Il faut en revanche systématiquement rechercher quelles conditionnalités s'imposent dans le cadre des interventions de secours . Il peut s'agir d'un changement des dirigeants - solution envisageable dans les prêts au secteur privé mais évidemment non-mobilisable lorsqu'il s'agit du secteur public - voire d'un retrait d'agrément. Il peut être nécessaire de resserrer les exigences de couverture en capital imposées à l'établissement ou encore d'élever les provisions passées par lui. Une large gamme de conditions peuvent être envisagées. Elles doivent l'être au coup par coup. Mais il faut faire plus.

Il est important et souhaitable que les prêteurs en dernier ressort, et en particulier les banques centrales, définissent explicitement en commun, le prix de leurs éventuelles interventions. Cette déclaration commune serait en soi une manière de réduire le risque moral.

D'autres voies doivent être explorées.

Un sujet mérite de ce point de vue une attention particulière : celui de l'association des intérêts privés à la résolution des crises de liquidité
. Ce thème a été développé depuis les crises asiatiques pour une raison évidente : ces crises ont principalement concerné des agents privés. Il a fait l'objet d'une déclaration lors du sommet du Conseil européen de Cologne en juin 1999. " Pour le Conseil européen, il est particulièrement important d'associer davantage le secteur privé à la prévention et au règlement des crises financières. A cet égard, il insiste sur la nécessité d'intensifier les travaux visant à fixer des règles plus efficaces pour la participation du secteur privé à la prise en charge du coût des turbulences sur les marchés financiers ".

C'est une même approche qui a été suivie par le G 10 lors de sa réunion de Washington en septembre 1999 où furent réaffirmés " les principes selon lesquels les débiteurs doivent honorer leurs obligations et contrats et qu'aucune catégorie de créanciers privés ne doit être considérée comme privilégiée par rapport à d'autres ". Un appel a été lancé à cette occasion pour l'intensification du dialogue entre créanciers et débiteurs ainsi que pour l'extension du recours aux clauses d'action collective dans les émissions obligataires privées ou émanant d'emprunteurs souverains.

En l'état, ce qui est en discussion est essentiellement relatif à l'introduction de modalités juridiques et pratiques permettant de restructurer les dettes obligataires privées. Tout part du constat, plus ou moins strictement fondé, qu'à l'occasion des crises les interventions de secours des prêteurs en dernier ressort permettraient d'acquitter les dettes obligataires privées. L'inclusion de clauses de restructuration des dettes privées dans toutes les émissions où elle pourrait sembler nécessaire serait ainsi censée :

- résoudre les problèmes d'aléa moral que pose l'intervention massive des institutions financières internationales ;

- assurer la comparabilité de traitement entre créanciers publics et privés ainsi qu'entre les créanciers privés eux-mêmes ;

- inciter les prêteurs et les investisseurs à une meilleure évaluation des risques associés à leurs opérations sur les marchés émergents.

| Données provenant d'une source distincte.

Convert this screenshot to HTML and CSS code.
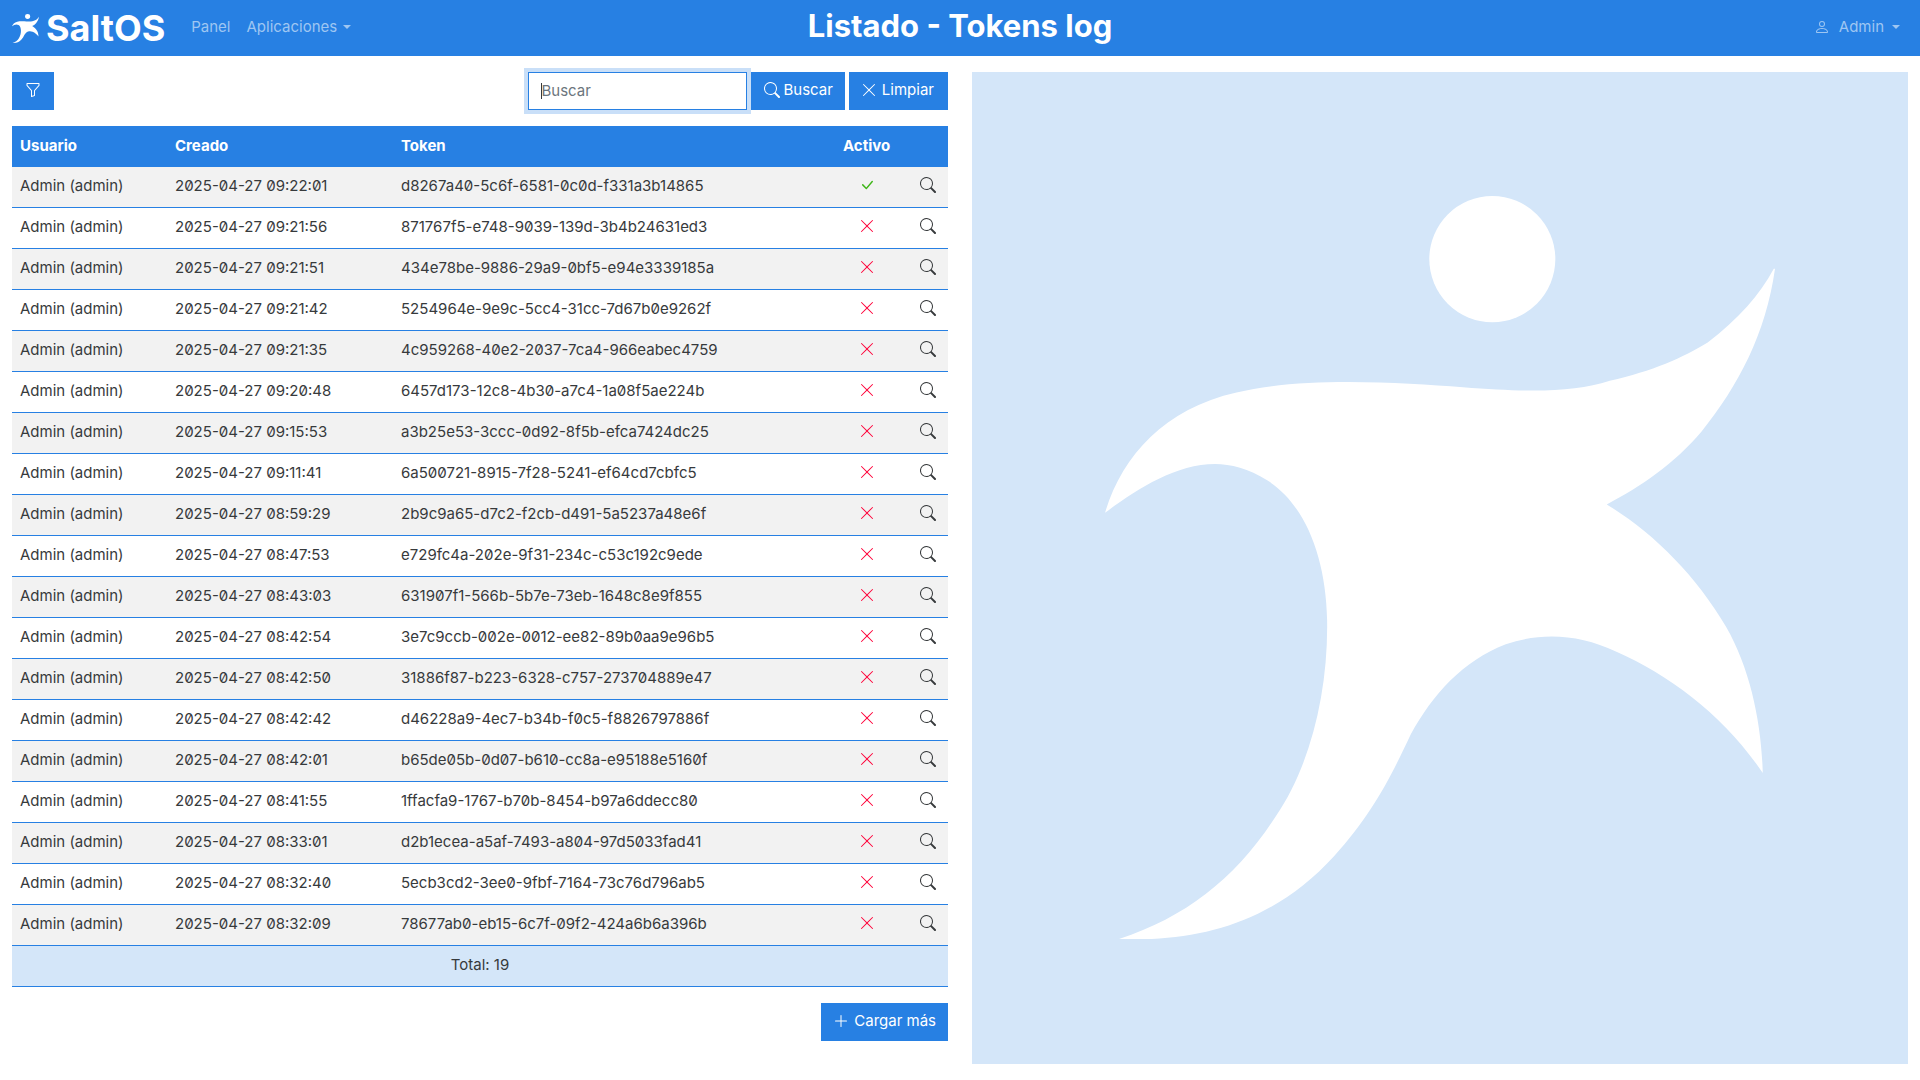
FILE: index.html
```html
<!DOCTYPE html>
<html lang="en">
<head>
    <meta charset="UTF-8">
    <meta name="viewport" content="width=device-width, initial-scale=1.0">
    <title>Listado - Tokens log</title>
    <link rel="stylesheet" href="styles.css">
</head>
<body>
    <svg class="icon-defs" aria-hidden="true">
        <symbol id="i-search" viewBox="0 0 16 16"><path d="M11.742 10.344a6.5 6.5 0 1 0-1.397 1.398h-.001c.03.04.062.078.098.115l3.85 3.85a1 1 0 0 0 1.415-1.414l-3.85-3.85a1.007 1.007 0 0 0-.115-.1zM12 6.5a5.5 5.5 0 1 1-11 0 5.5 5.5 0 0 1 11 0z"/></symbol>
        <symbol id="i-x" viewBox="0 0 16 16"><path d="M2.146 2.854a.5.5 0 1 1 .708-.708L8 7.293l5.146-5.147a.5.5 0 0 1 .708.708L8.707 8l5.147 5.146a.5.5 0 0 1-.708.708L8 8.707l-5.146 5.147a.5.5 0 0 1-.708-.708L7.293 8 2.146 2.854Z"/></symbol>
        <symbol id="i-check" viewBox="0 0 16 16"><path d="M12.736 3.97a.733.733 0 0 1 1.047 0c.286.289.29.756.01 1.05L7.88 12.01a.733.733 0 0 1-1.065.02L3.217 8.384a.757.757 0 0 1 0-1.06.733.733 0 0 1 1.047 0l3.052 3.093 5.4-6.425a.247.247 0 0 1 .02-.022Z"/></symbol>
        <symbol id="i-funnel" viewBox="0 0 16 16"><path d="M1.5 1.5A.5.5 0 0 1 2 1h12a.5.5 0 0 1 .5.5v2a.5.5 0 0 1-.128.334L10 8.692V13.5a.5.5 0 0 1-.342.474l-3 1A.5.5 0 0 1 6 14.5V8.692L1.628 3.834A.5.5 0 0 1 1.5 3.5v-2zm1 .5v1.308l4.372 4.858A.5.5 0 0 1 7 8.5v5.306l2-.666V8.5a.5.5 0 0 1 .128-.334L13.5 3.308V2h-11z"/></symbol>
        <symbol id="i-person" viewBox="0 0 16 16"><path d="M8 8a3 3 0 1 0 0-6 3 3 0 0 0 0 6Zm2-3a2 2 0 1 1-4 0 2 2 0 0 1 4 0Zm4 8c0 1-1 1-1 1H3s-1 0-1-1 1-4 6-4 6 3 6 4Zm-1-.004c-.001-.246-.154-.986-.832-1.664C11.516 10.68 10.289 10 8 10c-2.29 0-3.516.68-4.168 1.332-.678.678-.83 1.418-.832 1.664h10Z"/></symbol>
        <symbol id="i-plus" viewBox="0 0 16 16"><path d="M8 2a.5.5 0 0 1 .5.5v5h5a.5.5 0 0 1 0 1h-5v5a.5.5 0 0 1-1 0v-5h-5a.5.5 0 0 1 0-1h5v-5A.5.5 0 0 1 8 2Z"/></symbol>
        <symbol id="i-logo" viewBox="235 208 1095 1142" preserveAspectRatio="none">
            <ellipse cx="868" cy="305" rx="103" ry="97"/>
            <path d="M235 695C262 610 330 535 450 510C560 485 720 495 820 502C930 510 1000 510 1060 492C1130 477 1180 456 1220 433C1270 398 1305 360 1328 320L1330 320C1315 420 1270 500 1210 570C1165 620 1110 655 1055 682C1130 725 1200 790 1250 870C1290 935 1308 1020 1310 1095C1250 1010 1160 945 1070 908C1010 882 950 878 890 897C820 922 770 975 735 1035C700 1105 670 1160 610 1222C510 1325 390 1355 258 1350C370 1315 450 1255 515 1160C570 1085 600 970 598 860C596 760 560 680 500 645C470 627 440 620 415 620C350 620 285 660 235 695Z"/>
        </symbol>
    </svg>

    <nav class="navbar">
        <div class="navbar-left">
            <a class="brand" href="#"><svg class="brand-logo"><use href="#i-logo"/></svg>SaltOS</a>
            <a class="nav-link" href="#">Panel</a>
            <a class="nav-link" href="#">Aplicaciones<span class="caret"></span></a>
        </div>
        <h1 class="page-title">Listado - Tokens log</h1>
        <div class="navbar-right">
            <a class="nav-link" href="#"><svg class="icon user-icon"><use href="#i-person"/></svg>Admin<span class="caret"></span></a>
        </div>
    </nav>

    <main class="layout">
        <section class="list-col">
            <div class="toolbar">
                <button class="btn btn-icon" type="button"><svg class="icon"><use href="#i-funnel"/></svg></button>
                <form class="search">
                    <div class="search-field">
                        <input class="search-input" type="text" placeholder="Buscar">
                        <span class="search-caret"></span>
                    </div>
                    <button class="btn btn-search" type="button"><svg class="icon"><use href="#i-search"/></svg>Buscar</button>
                    <button class="btn btn-clear" type="button"><svg class="icon"><use href="#i-x"/></svg>Limpiar</button>
                </form>
            </div>

            <table class="log-table">
                <colgroup>
                    <col class="col-user">
                    <col class="col-date">
                    <col class="col-token">
                    <col class="col-active">
                    <col class="col-view">
                </colgroup>
                <thead>
                    <tr><th>Usuario</th><th>Creado</th><th>Token</th><th class="center">Activo</th><th></th></tr>
                </thead>
                <tbody>
                    <tr><td>Admin (admin)</td><td>2025-04-27 09:22:01</td><td>d8267a40-5c6f-6581-0c0d-f331a3b14865</td><td class="center"><svg class="icon yes"><use href="#i-check"/></svg></td><td class="view"><svg class="icon"><use href="#i-search"/></svg></td></tr>
                    <tr><td>Admin (admin)</td><td>2025-04-27 09:21:56</td><td>871767f5-e748-9039-139d-3b4b24631ed3</td><td class="center"><svg class="icon no"><use href="#i-x"/></svg></td><td class="view"><svg class="icon"><use href="#i-search"/></svg></td></tr>
                    <tr><td>Admin (admin)</td><td>2025-04-27 09:21:51</td><td>434e78be-9886-29a9-0bf5-e94e3339185a</td><td class="center"><svg class="icon no"><use href="#i-x"/></svg></td><td class="view"><svg class="icon"><use href="#i-search"/></svg></td></tr>
                    <tr><td>Admin (admin)</td><td>2025-04-27 09:21:42</td><td>5254964e-9e9c-5cc4-31cc-7d67b0e9262f</td><td class="center"><svg class="icon no"><use href="#i-x"/></svg></td><td class="view"><svg class="icon"><use href="#i-search"/></svg></td></tr>
                    <tr><td>Admin (admin)</td><td>2025-04-27 09:21:35</td><td>4c959268-40e2-2037-7ca4-966eabec4759</td><td class="center"><svg class="icon no"><use href="#i-x"/></svg></td><td class="view"><svg class="icon"><use href="#i-search"/></svg></td></tr>
                    <tr><td>Admin (admin)</td><td>2025-04-27 09:20:48</td><td>6457d173-12c8-4b30-a7c4-1a08f5ae224b</td><td class="center"><svg class="icon no"><use href="#i-x"/></svg></td><td class="view"><svg class="icon"><use href="#i-search"/></svg></td></tr>
                    <tr><td>Admin (admin)</td><td>2025-04-27 09:15:53</td><td>a3b25e53-3ccc-0d92-8f5b-efca7424dc25</td><td class="center"><svg class="icon no"><use href="#i-x"/></svg></td><td class="view"><svg class="icon"><use href="#i-search"/></svg></td></tr>
                    <tr><td>Admin (admin)</td><td>2025-04-27 09:11:41</td><td>6a500721-8915-7f28-5241-ef64cd7cbfc5</td><td class="center"><svg class="icon no"><use href="#i-x"/></svg></td><td class="view"><svg class="icon"><use href="#i-search"/></svg></td></tr>
                    <tr><td>Admin (admin)</td><td>2025-04-27 08:59:29</td><td>2b9c9a65-d7c2-f2cb-d491-5a5237a48e6f</td><td class="center"><svg class="icon no"><use href="#i-x"/></svg></td><td class="view"><svg class="icon"><use href="#i-search"/></svg></td></tr>
                    <tr><td>Admin (admin)</td><td>2025-04-27 08:47:53</td><td>e729fc4a-202e-9f31-234c-c53c192c9ede</td><td class="center"><svg class="icon no"><use href="#i-x"/></svg></td><td class="view"><svg class="icon"><use href="#i-search"/></svg></td></tr>
                    <tr><td>Admin (admin)</td><td>2025-04-27 08:43:03</td><td>631907f1-566b-5b7e-73eb-1648c8e9f855</td><td class="center"><svg class="icon no"><use href="#i-x"/></svg></td><td class="view"><svg class="icon"><use href="#i-search"/></svg></td></tr>
                    <tr><td>Admin (admin)</td><td>2025-04-27 08:42:54</td><td>3e7c9ccb-002e-0012-ee82-89b0aa9e96b5</td><td class="center"><svg class="icon no"><use href="#i-x"/></svg></td><td class="view"><svg class="icon"><use href="#i-search"/></svg></td></tr>
                    <tr><td>Admin (admin)</td><td>2025-04-27 08:42:50</td><td>31886f87-b223-6328-c757-273704889e47</td><td class="center"><svg class="icon no"><use href="#i-x"/></svg></td><td class="view"><svg class="icon"><use href="#i-search"/></svg></td></tr>
                    <tr><td>Admin (admin)</td><td>2025-04-27 08:42:42</td><td>d46228a9-4ec7-b34b-f0c5-f8826797886f</td><td class="center"><svg class="icon no"><use href="#i-x"/></svg></td><td class="view"><svg class="icon"><use href="#i-search"/></svg></td></tr>
                    <tr><td>Admin (admin)</td><td>2025-04-27 08:42:01</td><td>b65de05b-0d07-b610-cc8a-e95188e5160f</td><td class="center"><svg class="icon no"><use href="#i-x"/></svg></td><td class="view"><svg class="icon"><use href="#i-search"/></svg></td></tr>
                    <tr><td>Admin (admin)</td><td>2025-04-27 08:41:55</td><td>1ffacfa9-1767-b70b-8454-b97a6ddecc80</td><td class="center"><svg class="icon no"><use href="#i-x"/></svg></td><td class="view"><svg class="icon"><use href="#i-search"/></svg></td></tr>
                    <tr><td>Admin (admin)</td><td>2025-04-27 08:33:01</td><td>d2b1ecea-a5af-7493-a804-97d5033fad41</td><td class="center"><svg class="icon no"><use href="#i-x"/></svg></td><td class="view"><svg class="icon"><use href="#i-search"/></svg></td></tr>
                    <tr><td>Admin (admin)</td><td>2025-04-27 08:32:40</td><td>5ecb3cd2-3ee0-9fbf-7164-73c76d796ab5</td><td class="center"><svg class="icon no"><use href="#i-x"/></svg></td><td class="view"><svg class="icon"><use href="#i-search"/></svg></td></tr>
                    <tr><td>Admin (admin)</td><td>2025-04-27 08:32:09</td><td>78677ab0-eb15-6c7f-09f2-424a6b6a396b</td><td class="center"><svg class="icon no"><use href="#i-x"/></svg></td><td class="view"><svg class="icon"><use href="#i-search"/></svg></td></tr>
                </tbody>
                <tfoot>
                    <tr><td colspan="5">Total: 19</td></tr>
                </tfoot>
            </table>

            <div class="more">
                <button class="btn" type="button"><svg class="icon"><use href="#i-plus"/></svg>Cargar más</button>
            </div>
        </section>

        <aside class="logo-panel">
            <svg class="logo-big"><use href="#i-logo"/></svg>
        </aside>
    </main>
</body>
</html>
```

FILE: styles.css
```css
/* Base */
* {
    box-sizing: border-box;
}
html, body {
    height: 100%;
}
body {
    margin: 0;
    font-family: Inter, "Noto Sans", sans-serif;
    font-size: 15px;
    line-height: 24px;
    font-feature-settings: "zero" 1;
    color: #373a3c;
    background-color: #fff;
    overflow: hidden;
}
.icon-defs {
    display: none;
}
.icon {
    width: 16px;
    height: 16px;
    fill: currentColor;
    flex: none;
}

/* Navbar */
.navbar {
    display: grid;
    grid-template-columns: 1fr auto 1fr;
    align-items: center;
    height: 56px;
    padding: 0 12px;
    background-color: #2780e3;
}
.navbar-left {
    display: flex;
    align-items: center;
}
.navbar-right {
    display: flex;
    justify-content: flex-end;
    padding-right: 8px;
}
.brand {
    display: flex;
    align-items: center;
    gap: 7px;
    margin-right: 26px;
    font-size: 36px;
    font-weight: 700;
    color: #fff;
    text-decoration: none;
}
.brand-logo {
    width: 27px;
    height: 29px;
    fill: #fff;
}
.nav-link {
    display: flex;
    align-items: center;
    margin-right: 16px;
    padding-bottom: 2px;
    color: #9ec6f2;
    text-decoration: none;
}
.navbar-right .nav-link {
    margin-right: 0;
}
.caret {
    width: 0;
    height: 0;
    margin-left: 6px;
    border-top: 4.5px solid currentColor;
    border-left: 4.5px solid transparent;
    border-right: 4.5px solid transparent;
}
.navbar-right .caret {
    margin-left: 8px;
}
.user-icon {
    margin-right: 9px;
}
.page-title {
    margin: 0;
    padding-bottom: 4px;
    font-size: 31px;
    line-height: 40px;
    font-weight: 700;
    color: #fff;
}

/* Page columns */
.layout {
    display: grid;
    grid-template-columns: 936px 936px;
    column-gap: 24px;
    padding: 16px 12px;
    height: calc(100% - 56px);
}
.toolbar {
    display: flex;
    justify-content: space-between;
    margin-bottom: 16px;
}
.search {
    display: flex;
    gap: 4px;
}
.search-field {
    position: relative;
}
.search-input {
    display: block;
    width: 219px;
    height: 38px;
    padding: 5px 12px 7px;
    font: inherit;
    color: #373a3c;
    border: 1px solid #2780e3;
    border-radius: 0;
    outline: none;
    box-shadow: 0 0 0 4px #c9dff8;
}
.search-input::placeholder {
    color: #6c757d;
}
.search-caret {
    position: absolute;
    left: 13px;
    top: 11px;
    width: 1px;
    height: 16px;
    background-color: #373a3c;
}
.btn {
    display: inline-flex;
    align-items: center;
    gap: 5px;
    height: 38px;
    padding: 0 12px 2px;
    font: inherit;
    color: #fff;
    background-color: #2780e3;
    border: none;
    position: relative;
}
.btn-icon {
    width: 42px;
    justify-content: center;
    padding: 0 0 2px;
}
.btn-search {
    gap: 3px;
    padding-left: 13px;
}
.btn-clear {
    padding-right: 14px;
}

/* Table */
.log-table {
    width: 100%;
    border-collapse: separate;
    border-spacing: 0;
    table-layout: fixed;
}
.col-user {
    width: 155px;
}
.col-date {
    width: 226px;
}
.col-active {
    width: 63px;
}
.col-view {
    width: 50px;
}
.log-table th {
    height: 41px;
    padding: 7px 8px 9px;
    text-align: left;
    font-weight: 700;
    color: #fff;
    background-color: #2780e3;
}
.log-table td {
    height: 41px;
    padding: 7px 8px 9px;
    border-bottom: 1px solid #2780e3;
}
.log-table tbody tr:nth-child(odd) {
    background-color: #f2f2f2;
}
.log-table .center {
    text-align: center;
}
.log-table td .icon {
    display: block;
    margin: 0 auto 2px;
}
.log-table td.view {
    padding-right: 12px;
}
.log-table td.view .icon {
    margin: 0 0 2px auto;
}
.yes {
    color: #3fb618;
}
.no {
    color: #ff0039;
}
.log-table tfoot td {
    text-align: center;
    background-color: #d4e6f9;
}
.more {
    display: flex;
    justify-content: flex-end;
    margin-top: 16px;
}

/* Big logo on the right */
.logo-panel {
    display: flex;
    align-items: center;
    justify-content: center;
    background-color: #d4e6f9;
}
.logo-big {
    width: 670px;
    height: 743px;
    margin-bottom: 2px;
    fill: #fff;
}
```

La poursuite de tels objectifs apparaît souhaitable. Il convient cependant d'ajouter une observation .

Si la participation des porteurs d'obligations au traitement des crises doit être mieux établie, il faut veiller aussi à ce que les banques créditrices et les actionnaires y soient également associés. C'est souvent le cas pour les banques qui se trouvent " collées " au moment où survient la crise mais il est souhaitable de réfléchir à la situation de celles dont les désengagements plus précoces leur permettent sans doute d'y échapper mais peuvent avoir une responsabilité de premier rang dans les processus de crise. Il y a là un thème de réflexion à approfondir.